Optus partners with Perplexity, Google, Anthropic
Australia’s second-largest telco, Optus, said it was also turning to AI to improve its network, systems, and customer interactions in the wake of its 2022 data breach and 2023 network outage.
The company announced a partnership with American AI web search firm Perplexity on Monday, offering all six million Optus consumer and small business mobile customers a free 12-month subscription to Perplexity Pro, which includes access to several leading AI models including OpenAI’s ChatGPT and Google’s Gemini.
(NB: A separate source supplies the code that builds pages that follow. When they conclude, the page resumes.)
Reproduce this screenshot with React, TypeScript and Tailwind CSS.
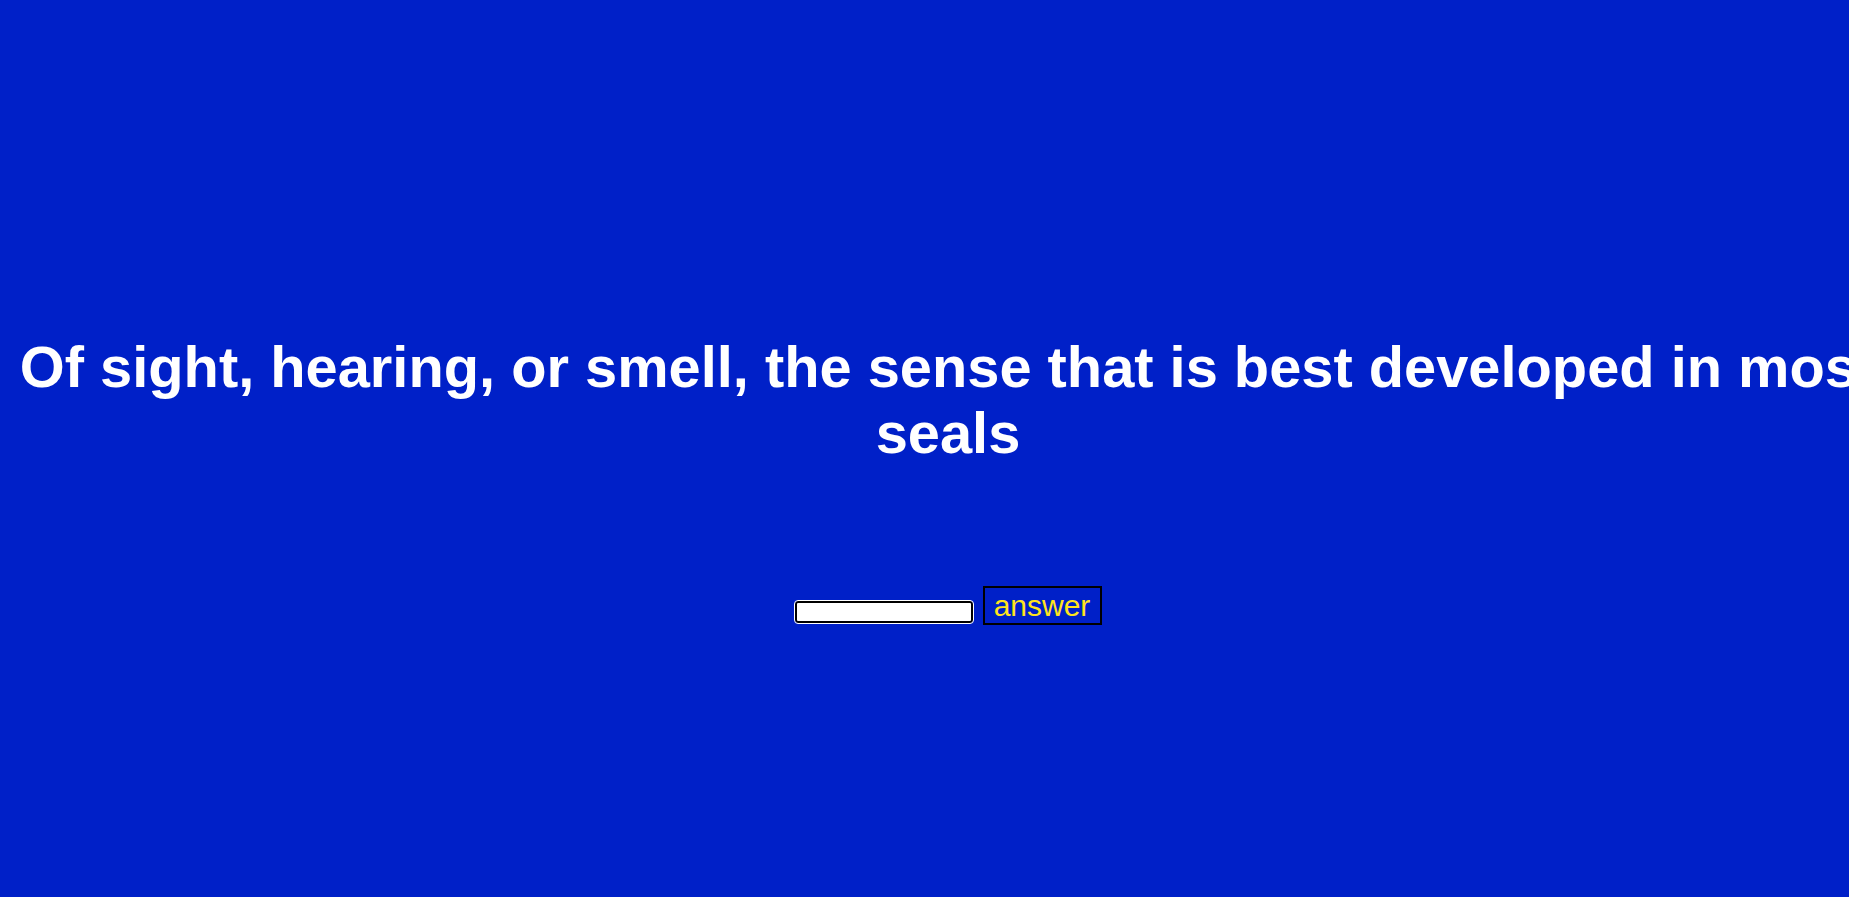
export default function App() {
  return (
    <div className="h-[897px] w-full overflow-hidden bg-[#0020c8]" style={{ fontFamily: '"Liberation Sans", Arial, sans-serif' }}>
      <div className="ml-[13px] w-[1870px] pt-[334px]">
        <h1 className="text-center text-[57.8px] font-bold leading-[66px] text-white">
          Of sight, hearing, or smell, the sense that is best developed in most seals
        </h1>
        <div className="mt-[120px] flex items-start justify-center gap-[10px]">
          <input
            type="text"
            className="mt-[15px] h-[22px] w-[178px] rounded-[3px] border-2 border-black bg-white outline outline-1 outline-white"
          />
          <button className="h-[39px] w-[119px] border-2 border-black bg-[#0020c8] text-[30px] leading-none text-[#ffe41c]">
            answer
          </button>
        </div>
      </div>
    </div>
  );
}
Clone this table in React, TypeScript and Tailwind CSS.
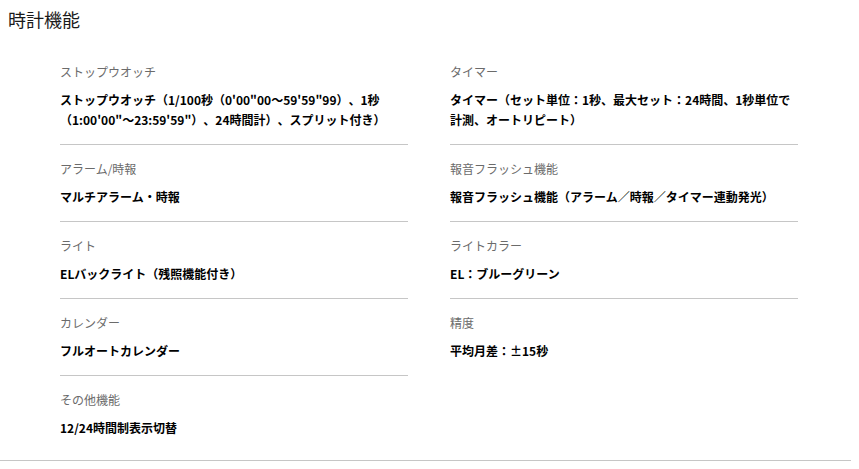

Anthony Shiner, the chief customer officer of Optus’s consumer division, told Information Age the offer was about “democratising AI and putting customers at the centre of it, allowing them to sample it risk-free”, which argued would lead to “a lot of goodwill”.
Existing customers who have opted to receive marketing material would receive promo codes in "the first couple of weeks of June", Optus said, while customers not signed up for marketing material will need to contact the company to request a code.
New customers who signed up to postpaid mobile plans between 2 June and 31 October 2025 would also be eligible to receive the free Perplexity subscription, Optus said.
Optus is offering its consumer and small business mobile customers a free 12-month subscription to Perplexity Pro. Image: Shutterstock
Elsewhere, Optus has begun using genAI technologies from Google in its AI Concierge chatbot, which it said had led to a 15 per cent reduction in monthly human-assisted enquiries at its contact centres.
GenAI is also being added to the company’s ‘virtual agents’ for improved capabilities across text, voice, and video interactions with customers.
Optus has even been testing a multimodal “digital human” customers can speak to called Sally AI — developed with American AI video firm Tavus — which appears on a user’s phone as the image of a woman with full-face animation and lip-syncing.
The model can request access to a customer’s phone camera and use image recognition technology from Google’s Gemini to help them set up a home internet service.
Internally, Optus uses an AI writing assistant from LivePerson to make messages with customers more “professional, empathetic, and on-brand", as well as GitHub Copilot to help with coding.
It also uses an AI quality assurance tool it co-developed with Google, and is rolling out an internal AI search, chat, and agentic platform called YesGPT, which runs on Anthropic’s Large Language Model (LLM) Claude.
Asked to respond to the Telstra CEO’s February comments that Australia did not need to build its own LLMs, Optus’s head of emerging AI, Jesse Arundell, told Information Age on Monday, “Sovereign AI capability is incredibly important to the future of the Australian economy.”
But Arundell argued the key question was not whether Australia had its own AI foundation models — it was whether people were being educated about and exposed to the technology, he said, as well as whether businesses were being encouraged to use it to become more efficient.